:: DATA PROVIDED

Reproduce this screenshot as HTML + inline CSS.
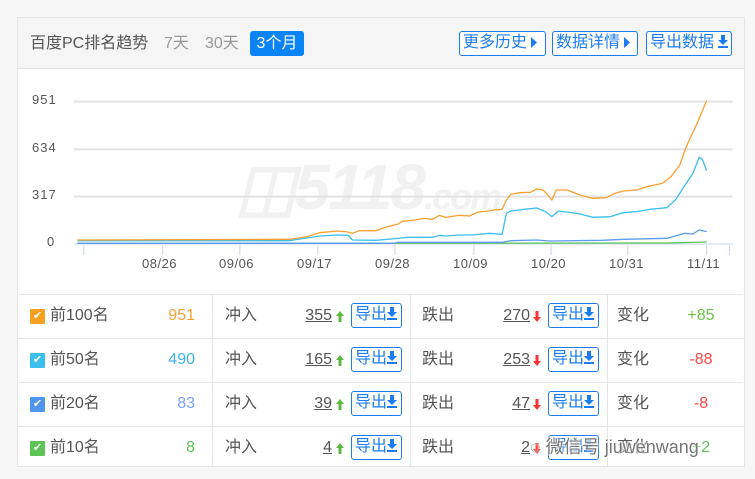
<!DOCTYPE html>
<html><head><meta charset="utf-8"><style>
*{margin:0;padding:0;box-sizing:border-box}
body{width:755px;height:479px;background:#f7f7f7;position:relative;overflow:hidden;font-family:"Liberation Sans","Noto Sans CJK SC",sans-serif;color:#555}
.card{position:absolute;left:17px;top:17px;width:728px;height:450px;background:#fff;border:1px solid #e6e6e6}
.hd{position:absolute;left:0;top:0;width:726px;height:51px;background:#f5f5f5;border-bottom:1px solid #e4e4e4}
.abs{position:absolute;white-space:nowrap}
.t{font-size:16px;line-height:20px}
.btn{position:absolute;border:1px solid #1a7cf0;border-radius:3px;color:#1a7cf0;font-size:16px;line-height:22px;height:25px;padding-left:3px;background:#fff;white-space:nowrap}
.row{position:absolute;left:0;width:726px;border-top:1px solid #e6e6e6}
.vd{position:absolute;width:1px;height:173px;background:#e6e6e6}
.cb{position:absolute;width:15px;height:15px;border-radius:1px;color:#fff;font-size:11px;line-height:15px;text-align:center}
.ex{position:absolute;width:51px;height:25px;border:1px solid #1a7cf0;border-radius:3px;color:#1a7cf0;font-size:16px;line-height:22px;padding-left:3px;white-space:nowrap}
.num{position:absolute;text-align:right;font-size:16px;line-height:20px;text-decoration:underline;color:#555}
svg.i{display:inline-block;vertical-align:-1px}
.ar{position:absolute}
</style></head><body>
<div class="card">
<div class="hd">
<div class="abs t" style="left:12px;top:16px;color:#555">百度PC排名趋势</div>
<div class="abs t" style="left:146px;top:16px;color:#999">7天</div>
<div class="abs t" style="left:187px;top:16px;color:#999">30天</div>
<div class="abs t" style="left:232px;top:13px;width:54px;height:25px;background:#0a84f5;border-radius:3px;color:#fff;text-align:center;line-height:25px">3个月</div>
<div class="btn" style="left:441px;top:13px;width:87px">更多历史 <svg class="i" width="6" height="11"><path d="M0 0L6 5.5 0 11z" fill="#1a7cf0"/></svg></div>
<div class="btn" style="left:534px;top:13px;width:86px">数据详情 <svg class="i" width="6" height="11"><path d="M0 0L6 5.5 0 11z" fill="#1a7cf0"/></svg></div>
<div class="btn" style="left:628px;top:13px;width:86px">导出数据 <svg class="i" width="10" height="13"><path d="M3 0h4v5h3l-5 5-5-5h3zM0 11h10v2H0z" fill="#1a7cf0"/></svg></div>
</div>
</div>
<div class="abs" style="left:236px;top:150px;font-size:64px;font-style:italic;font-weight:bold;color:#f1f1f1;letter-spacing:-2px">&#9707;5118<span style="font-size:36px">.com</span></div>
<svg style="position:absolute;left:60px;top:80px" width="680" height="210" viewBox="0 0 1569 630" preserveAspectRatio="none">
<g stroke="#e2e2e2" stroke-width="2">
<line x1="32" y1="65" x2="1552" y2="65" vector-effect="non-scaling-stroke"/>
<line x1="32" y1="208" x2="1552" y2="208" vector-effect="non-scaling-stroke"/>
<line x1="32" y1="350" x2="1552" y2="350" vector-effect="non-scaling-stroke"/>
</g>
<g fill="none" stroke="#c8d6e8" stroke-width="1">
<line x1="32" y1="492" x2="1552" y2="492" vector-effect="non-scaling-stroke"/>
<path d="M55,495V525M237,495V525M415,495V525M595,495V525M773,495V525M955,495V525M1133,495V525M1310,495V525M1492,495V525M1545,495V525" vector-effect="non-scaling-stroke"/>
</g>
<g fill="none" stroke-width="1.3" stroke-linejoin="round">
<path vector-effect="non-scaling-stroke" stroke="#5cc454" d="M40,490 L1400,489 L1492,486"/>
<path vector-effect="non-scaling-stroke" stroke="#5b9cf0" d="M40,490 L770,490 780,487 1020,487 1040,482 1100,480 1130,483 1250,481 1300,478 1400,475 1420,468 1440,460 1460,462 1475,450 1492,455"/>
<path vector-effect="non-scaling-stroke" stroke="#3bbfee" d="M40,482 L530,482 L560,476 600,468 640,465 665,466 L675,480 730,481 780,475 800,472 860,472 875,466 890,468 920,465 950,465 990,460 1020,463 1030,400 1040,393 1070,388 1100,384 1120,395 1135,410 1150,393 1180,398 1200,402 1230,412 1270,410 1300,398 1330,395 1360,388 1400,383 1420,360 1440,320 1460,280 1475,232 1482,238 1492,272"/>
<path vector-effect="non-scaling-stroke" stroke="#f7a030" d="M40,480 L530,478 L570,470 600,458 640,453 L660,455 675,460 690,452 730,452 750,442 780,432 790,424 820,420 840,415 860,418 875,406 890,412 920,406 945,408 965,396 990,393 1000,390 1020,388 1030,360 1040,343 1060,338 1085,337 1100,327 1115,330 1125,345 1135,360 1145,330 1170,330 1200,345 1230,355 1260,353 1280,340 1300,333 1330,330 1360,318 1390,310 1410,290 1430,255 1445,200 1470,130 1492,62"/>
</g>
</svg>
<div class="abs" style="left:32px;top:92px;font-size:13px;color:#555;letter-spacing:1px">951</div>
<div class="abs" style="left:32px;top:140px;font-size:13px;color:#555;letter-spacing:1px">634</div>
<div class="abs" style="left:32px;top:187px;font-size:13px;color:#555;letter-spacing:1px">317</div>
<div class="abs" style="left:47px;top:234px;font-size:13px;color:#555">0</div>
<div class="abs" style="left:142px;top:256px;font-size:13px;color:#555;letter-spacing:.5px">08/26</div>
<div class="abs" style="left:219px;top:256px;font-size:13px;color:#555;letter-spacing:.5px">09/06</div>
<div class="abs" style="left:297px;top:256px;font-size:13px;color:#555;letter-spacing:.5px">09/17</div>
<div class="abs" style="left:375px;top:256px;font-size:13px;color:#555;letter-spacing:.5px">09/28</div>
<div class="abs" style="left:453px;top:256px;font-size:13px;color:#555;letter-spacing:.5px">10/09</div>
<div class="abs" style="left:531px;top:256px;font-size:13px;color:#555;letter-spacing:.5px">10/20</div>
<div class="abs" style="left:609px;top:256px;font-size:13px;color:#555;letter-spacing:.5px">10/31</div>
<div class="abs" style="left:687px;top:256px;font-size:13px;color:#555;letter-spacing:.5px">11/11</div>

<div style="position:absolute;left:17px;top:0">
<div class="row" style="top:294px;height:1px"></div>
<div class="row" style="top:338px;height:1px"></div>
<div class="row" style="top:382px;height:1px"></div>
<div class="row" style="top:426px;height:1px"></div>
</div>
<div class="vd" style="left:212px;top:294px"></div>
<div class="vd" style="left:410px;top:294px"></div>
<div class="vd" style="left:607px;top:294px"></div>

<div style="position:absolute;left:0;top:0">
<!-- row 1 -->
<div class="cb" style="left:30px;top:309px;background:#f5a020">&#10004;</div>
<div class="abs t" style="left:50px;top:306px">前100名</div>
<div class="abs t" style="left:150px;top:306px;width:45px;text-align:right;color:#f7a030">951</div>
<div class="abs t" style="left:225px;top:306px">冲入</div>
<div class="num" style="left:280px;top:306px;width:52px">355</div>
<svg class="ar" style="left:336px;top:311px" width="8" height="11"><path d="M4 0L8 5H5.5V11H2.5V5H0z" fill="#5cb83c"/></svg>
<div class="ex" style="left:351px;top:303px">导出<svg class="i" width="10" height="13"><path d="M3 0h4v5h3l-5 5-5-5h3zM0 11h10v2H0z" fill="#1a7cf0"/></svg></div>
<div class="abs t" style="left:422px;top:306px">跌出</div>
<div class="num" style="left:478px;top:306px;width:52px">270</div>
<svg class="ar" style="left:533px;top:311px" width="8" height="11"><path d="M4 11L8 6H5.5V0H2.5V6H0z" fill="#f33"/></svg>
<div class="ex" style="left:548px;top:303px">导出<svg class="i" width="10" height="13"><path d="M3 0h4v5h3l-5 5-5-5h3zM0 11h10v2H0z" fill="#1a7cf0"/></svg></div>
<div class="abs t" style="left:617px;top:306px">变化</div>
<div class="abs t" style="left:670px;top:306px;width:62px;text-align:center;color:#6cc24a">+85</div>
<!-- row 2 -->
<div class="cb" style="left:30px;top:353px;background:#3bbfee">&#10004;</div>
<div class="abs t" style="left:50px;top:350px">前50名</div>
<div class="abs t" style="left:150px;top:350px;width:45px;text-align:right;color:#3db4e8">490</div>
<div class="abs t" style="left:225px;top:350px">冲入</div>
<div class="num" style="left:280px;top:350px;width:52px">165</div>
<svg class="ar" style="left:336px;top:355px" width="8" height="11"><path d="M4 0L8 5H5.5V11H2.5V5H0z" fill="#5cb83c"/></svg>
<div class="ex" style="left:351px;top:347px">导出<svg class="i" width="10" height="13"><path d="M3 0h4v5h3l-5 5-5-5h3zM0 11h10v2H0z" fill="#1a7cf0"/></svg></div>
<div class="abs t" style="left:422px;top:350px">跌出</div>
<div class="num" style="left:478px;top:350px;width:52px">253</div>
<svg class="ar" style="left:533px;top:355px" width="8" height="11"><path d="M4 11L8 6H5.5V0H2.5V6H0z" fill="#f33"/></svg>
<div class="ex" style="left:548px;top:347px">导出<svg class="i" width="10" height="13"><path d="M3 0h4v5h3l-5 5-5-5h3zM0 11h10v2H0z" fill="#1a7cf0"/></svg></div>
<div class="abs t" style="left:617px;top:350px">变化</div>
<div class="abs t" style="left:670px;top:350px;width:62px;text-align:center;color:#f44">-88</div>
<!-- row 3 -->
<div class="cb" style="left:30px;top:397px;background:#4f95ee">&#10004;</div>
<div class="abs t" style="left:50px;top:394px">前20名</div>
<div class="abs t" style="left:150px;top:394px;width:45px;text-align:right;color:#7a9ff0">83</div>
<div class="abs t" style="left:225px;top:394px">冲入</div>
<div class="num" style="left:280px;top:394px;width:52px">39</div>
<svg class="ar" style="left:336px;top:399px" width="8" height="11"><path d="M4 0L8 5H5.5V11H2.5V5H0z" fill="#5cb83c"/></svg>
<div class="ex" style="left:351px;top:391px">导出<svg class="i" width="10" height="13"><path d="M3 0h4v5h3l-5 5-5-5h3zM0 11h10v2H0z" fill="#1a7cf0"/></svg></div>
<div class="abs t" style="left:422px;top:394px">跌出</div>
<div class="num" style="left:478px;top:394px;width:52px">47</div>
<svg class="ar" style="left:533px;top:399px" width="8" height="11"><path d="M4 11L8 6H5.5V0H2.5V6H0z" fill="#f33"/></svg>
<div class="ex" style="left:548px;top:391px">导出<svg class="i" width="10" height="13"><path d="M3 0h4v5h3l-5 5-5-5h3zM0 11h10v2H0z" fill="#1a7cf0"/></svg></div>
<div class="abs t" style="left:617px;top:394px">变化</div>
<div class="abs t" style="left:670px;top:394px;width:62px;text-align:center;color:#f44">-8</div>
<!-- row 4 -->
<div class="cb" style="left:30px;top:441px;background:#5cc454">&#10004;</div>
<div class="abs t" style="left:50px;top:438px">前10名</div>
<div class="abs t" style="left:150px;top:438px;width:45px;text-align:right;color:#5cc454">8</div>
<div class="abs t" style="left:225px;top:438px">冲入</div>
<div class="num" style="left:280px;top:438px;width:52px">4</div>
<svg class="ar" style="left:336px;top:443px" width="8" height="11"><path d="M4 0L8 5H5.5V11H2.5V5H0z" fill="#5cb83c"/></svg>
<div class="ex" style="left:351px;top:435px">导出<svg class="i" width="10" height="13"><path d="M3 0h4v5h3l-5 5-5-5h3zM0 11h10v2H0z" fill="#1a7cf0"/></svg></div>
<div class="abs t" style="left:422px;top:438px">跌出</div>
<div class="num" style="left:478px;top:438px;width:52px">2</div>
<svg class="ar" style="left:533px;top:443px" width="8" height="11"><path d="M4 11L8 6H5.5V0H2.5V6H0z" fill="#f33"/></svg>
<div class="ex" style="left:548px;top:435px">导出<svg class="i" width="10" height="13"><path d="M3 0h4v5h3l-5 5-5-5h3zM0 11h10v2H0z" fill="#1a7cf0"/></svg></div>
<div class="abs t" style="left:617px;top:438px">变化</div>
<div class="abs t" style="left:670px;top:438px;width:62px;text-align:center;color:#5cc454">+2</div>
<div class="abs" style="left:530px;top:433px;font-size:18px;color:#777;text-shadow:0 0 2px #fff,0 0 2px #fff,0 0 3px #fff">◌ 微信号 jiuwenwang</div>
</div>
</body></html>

::::

- _WHAT YOU WILL DO_:
The word "inline" appears in how many lines of the data? Answer with only the number.

- _FULL SOLUTION_:
2